Think Leadership Ideas

Practices to Sustain Innovation




In the current financial turbulence, organizations find themselves trying to do two different things: one, to cut back, jettison anything nonessential, and become as efficient as possible; and two, use innovation to find new ways of operating that are more productive with fewer resources.
Here’s another level of challenge - these two efforts are diametrically opposed. Innovation by nature is chaotic and inefficient, and therefore can be jettisoned by companies just when it is most needed.

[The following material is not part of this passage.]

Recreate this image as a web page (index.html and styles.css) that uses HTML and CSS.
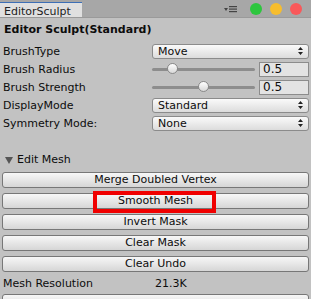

Here are seven practices - repeated action grounded in the organization’s culture and values - that leaders will want to encourage strategically to keep innovation alive, even while making corresponding efforts toward efficiency.
  • Openness - Keeping an open mind to ideas from other people, fields, industries, points-of-view; actively considering a wide range of alternatives.
  • Questioning - Critically questioning ideas, whether new or status quo, about how it applies to the organization and its future.
  • Risk-Taking - Willingness to take action that might fail.
  • Experimentation - Prototyping, demonstration projects, mitigating risk and increasing learning from experience by trying and retrying specific actions.
  • Optimism - Maintaining trust and confidence that what we do matters and makes a difference, that our actions can influence outcomes.
  • Persistence - Sticking with it, making a sustained effort.
  • Leadership - Keeping high level goals in front of people, and guiding choices that balance efforts organized for efficiency (managing) with the intrinsically chaotic efforts of innovation and change (leading).